This crisis was the beginning of his religious return. Another key moment happened while he was in Manhattan to give a “Shtisel” lecture in 2021. News came from home, and it was devastating. His mother had received a cancer diagnosis. He promised her that he would go to the tomb of Menachem Mendel Schneerson, a towering rabbi of the Lubavitch Hasidic sect and esteemed by most Haredi, to pray for her there. At the tomb, in Queens, he called his mother, then laid his phone near the gravestone, so she could pray to Schneerson directly. She was loud, “crying, sounding like some animal,” he said, “begging to God.” It is a tradition to leave letters of supplication, in scraps, at the tomb. He hadn’t planned on doing that, but he wrote a letter to the rabbi, saying “that I’m lost in this world, that I can’t live without my mother.” He wept as he recounted this. “I tore up the letter and put it there” in bits by the grave. “You trust that even so, the rebbe or God can read it. It was maybe the first time I became again an innocent Jewish boy, believing.”

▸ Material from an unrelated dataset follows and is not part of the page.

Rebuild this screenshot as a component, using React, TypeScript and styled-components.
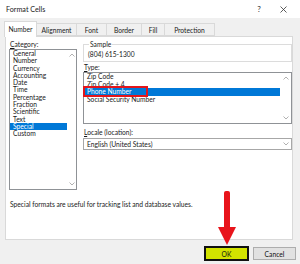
import React from "react";
import styled, { createGlobalStyle } from "styled-components";

const Global = createGlobalStyle`
  html, body { margin: 0; padding: 0; background: #f0f0f0; }
  * { box-sizing: border-box; }
`;

const Window = styled.div`
  position: relative;
  width: 300px;
  height: 264px;
  background: #f0f0f0;
  display: flex;
  flex-direction: column;
  font-family: "Lato", "Noto Sans", sans-serif;
  font-size: 6.7px;
  color: #1a1a1a;
  overflow: hidden;
`;

const TitleBar = styled.div`
  height: 18px;
  background: #ffffff;
  display: flex;
  align-items: center;
  padding: 0 10px 0 6px;
`;

const Title = styled.div`
  flex: 1;
  font-size: 7.2px;
  color: #222;
`;

const TitleButton = styled.div<{ $w: number; $ml?: number }>`
  width: ${(p) => p.$w}px;
  margin-left: ${(p) => p.$ml ?? 0}px;
  display: flex;
  justify-content: center;
  align-items: center;
  font-size: 8px;
  color: #333;
`;

const TabRow = styled.div`
  margin-top: 3px;
  height: 15px;
  padding-left: 4px;
  display: flex;
  align-items: flex-end;
  position: relative;
  z-index: 1;
`;

const Tab = styled.div<{ $w: number; $active?: boolean }>`
  width: ${(p) => p.$w}px;
  height: ${(p) => (p.$active ? 16 : 13)}px;
  margin-bottom: ${(p) => (p.$active ? -1 : 0)}px;
  margin-left: ${(p) => (p.$active ? 0 : -1)}px;
  background: ${(p) => (p.$active ? "#ffffff" : "#f0f0f0")};
  border: 1px solid #d9d9d9;
  border-bottom: ${(p) => (p.$active ? "none" : "1px solid #d9d9d9")};
  display: flex;
  align-items: center;
  justify-content: center;
  padding-bottom: ${(p) => (p.$active ? 1 : 0)}px;
  color: #222;
  &:first-child { margin-left: 0; }
`;

const Panel = styled.div`
  margin: 0 7px 0 5px;
  height: 204px;
  background: #ffffff;
  border: 1px solid #d9d9d9;
  padding: 3px 0 0 3px;
  display: flex;
  flex-direction: column;
`;

const Columns = styled.div`
  display: flex;
  gap: 6px;
`;

const LeftCol = styled.div`
  width: 68px;
  display: flex;
  flex-direction: column;
`;

const RightCol = styled.div`
  width: 209px;
  display: flex;
  flex-direction: column;
`;

const Label = styled.div<{ $mt?: number }>`
  height: 9px;
  line-height: 9px;
  margin-top: ${(p) => p.$mt ?? 0}px;
  padding-left: 1px;
  u { text-decoration-thickness: 0.5px; text-underline-offset: 1px; }
`;

const ListBox = styled.div<{ $h: number }>`
  position: relative;
  height: ${(p) => p.$h}px;
  border: 1px solid #8f9296;
  display: flex;
  background: #fff;
`;

const Items = styled.div`
  flex: 1;
  display: flex;
  flex-direction: column;
`;

const Item = styled.div<{ $h: number; $sel?: boolean }>`
  height: ${(p) => p.$h}px;
  line-height: ${(p) => p.$h}px;
  padding-left: 3px;
  white-space: nowrap;
  background: ${(p) => (p.$sel ? "#0078d7" : "transparent")};
  color: ${(p) => (p.$sel ? "#ffffff" : "#1a1a1a")};
`;

const ScrollBar = styled.div<{ $w: number }>`
  width: ${(p) => p.$w}px;
  display: flex;
  flex-direction: column;
  justify-content: space-between;
  align-items: center;
  padding: 3px 0;
`;

const SampleGroup = styled.fieldset`
  margin: 0;
  height: 22px;
  padding: 2px 0 0 4px;
  border: 1px solid #dcdcdc;
  min-width: 0;
  legend {
    padding: 0 1px;
    margin-left: 1px;
    height: 8px;
    line-height: 8px;
  }
`;

const SampleText = styled.div`
  height: 8px;
  line-height: 8px;
`;

const Combo = styled.div`
  margin-top: 1px;
  height: 12px;
  border: 1px solid #a7a7a7;
  display: flex;
  align-items: center;
  padding-left: 3px;
`;

const ComboText = styled.div`
  flex: 1;
`;

const ComboButton = styled.div`
  width: 11px;
  height: 100%;
  display: flex;
  align-items: center;
  justify-content: center;
`;

const Description = styled.div`
  margin-top: 10px;
  height: 9px;
  line-height: 9px;
  padding-left: 1px;
`;

const Highlight = styled.div`
  position: absolute;
  left: -1px;
  top: 13px;
  width: 65px;
  height: 11px;
  border: 2px solid #e3161b;
  pointer-events: none;
`;

const ButtonRow = styled.div`
  margin-top: 6px;
  display: flex;
  justify-content: flex-end;
  align-items: center;
  gap: 4px;
  padding-right: 4px;
`;

const Button = styled.div<{ $primary?: boolean }>`
  width: ${(p) => (p.$primary ? 45 : 43)}px;
  height: ${(p) => (p.$primary ? 15 : 13)}px;
  display: flex;
  align-items: center;
  justify-content: center;
  background: ${(p) => (p.$primary ? "#d2e300" : "#e1e1e1")};
  border: ${(p) => (p.$primary ? "2px solid #111" : "1px solid #adadad")};
  color: #111;
`;

const Arrow = styled.svg`
  position: absolute;
  left: 217px;
  top: 191px;
`;

const Chevron = ({ up }: { up?: boolean }) => (
  <svg width="6" height="4" viewBox="0 0 6 4">
    <polyline
      points={up ? "0.5,3.5 3,1 5.5,3.5" : "0.5,0.5 3,3 5.5,0.5"}
      fill="none"
      stroke="#a8a8a8"
      strokeWidth="0.9"
    />
  </svg>
);

const categories = [
  "General",
  "Number",
  "Currency",
  "Accounting",
  "Date",
  "Time",
  "Percentage",
  "Fraction",
  "Scientific",
  "Text",
  "Special",
  "Custom",
];

const types = ["Zip Code", "Zip Code + 4", "Phone Number", "Social Security Number"];

const tabs: [string, number][] = [
  ["Number", 33],
  ["Alignment", 41],
  ["Font", 31],
  ["Border", 36],
  ["Fill", 24],
  ["Protection", 51],
];

export default function App() {
  return (
    <>
      <Global />
      <Window>
        <TitleBar>
          <Title>Format Cells</Title>
          <TitleButton $w={12}>?</TitleButton>
          <TitleButton $w={14} $ml={11}>
            <svg width="7" height="7" viewBox="0 0 7 7">
              <path d="M0.5 0.5 L6.5 6.5 M6.5 0.5 L0.5 6.5" stroke="#333" strokeWidth="0.8" />
            </svg>
          </TitleButton>
        </TitleBar>
        <TabRow>
          {tabs.map(([t, w], i) => (
            <Tab key={t} $w={w} $active={i === 0}>
              {t}
            </Tab>
          ))}
        </TabRow>
        <Panel>
          <Columns>
            <LeftCol>
              <Label>
                <u>C</u>ategory:
              </Label>
              <ListBox $h={141}>
                <Items>
                  {categories.map((c) => (
                    <Item key={c} $h={7.3} $sel={c === "Special"}>
                      {c}
                    </Item>
                  ))}
                </Items>
                <ScrollBar $w={9}>
                  <Chevron up />
                  <Chevron />
                </ScrollBar>
              </ListBox>
            </LeftCol>
            <RightCol>
              <SampleGroup>
                <legend>Sample</legend>
                <SampleText>(804) 615-1300</SampleText>
              </SampleGroup>
              <Label $mt={1}>
                <u>T</u>ype:
              </Label>
              <ListBox $h={52}>
                <Items>
                  {types.map((t) => (
                    <Item key={t} $h={7.5} $sel={t === "Phone Number"}>
                      {t}
                    </Item>
                  ))}
                </Items>
                <ScrollBar $w={11}>
                  <Chevron up />
                  <Chevron />
                </ScrollBar>
                <Highlight />
              </ListBox>
              <Label $mt={4}>
                <u>L</u>ocale (location):
              </Label>
              <Combo>
                <ComboText>English (United States)</ComboText>
                <ComboButton>
                  <Chevron />
                </ComboButton>
              </Combo>
            </RightCol>
          </Columns>
          <Description>Special formats are useful for tracking list and database values.</Description>
        </Panel>
        <ButtonRow>
          <Button $primary>OK</Button>
          <Button>Cancel</Button>
        </ButtonRow>
        <Arrow width="20" height="55" viewBox="0 0 20 55">
          <rect x="7" y="0" width="6" height="38" rx="2" fill="#e8141b" />
          <polygon points="1,36 19,36 10,54" fill="#e8141b" />
        </Arrow>
      </Window>
    </>
  );
}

This wasn’t yet a reconversion, only a crucial dalliance. But on Tinder, he met the woman who would become his wife, a French Jew who had recently moved to Israel and wished to become more observant. “In slow motion,” he said, she helped to lure him toward his past.
Another force, perhaps much more essential than the role played by his mother or his wife, also drew him back. This force was, for him, both difficult to capture in words and inescapably palpable. It was a longing, he said, for “the shtetl,” the impoverished Eastern European settlements where great numbers of the ultra-Orthodox once dwelled. There, into the first decades of the 20th century, they were segregated and preyed upon in pogroms. Indursky’s yearning for a place of such darkness might sound baffling, but during our conversations, he spoke about Isaac Bashevis Singer, whom he considers a literary soul mate. (He doesn’t compare their talents, though it wouldn’t be far-fetched to call him a Singer for our age.) For Singer, who spent part of his youth in a shtetl and part in a shtetl-like pocket of Warsaw, a persistent theme was the paradoxical flourishing of religious belief precisely where and when God seemed to be scarcely in evidence. For Indursky, the Haredi of today are a reminder of history and of an appealing religious ardor, a counterintuitive and powerful faith in God, amid the cruelties of shtetl existence.
Indursky spoke, too, about something infinitely darker than the shtetl: a longing, which he tried to explain several times during our week together, for Auschwitz.
“I ask myself, how was I not there?” Indursky said about the concentration camp. “I have something inside me that wants to be there. I feel I was there, because it was such a huge thing in our history, in my identity, as the grandchild of Holocaust survivors” and as a relative of the dead. “When I have been to Eastern Europe, I feel them, I hear them, I smell them, I walk with them.”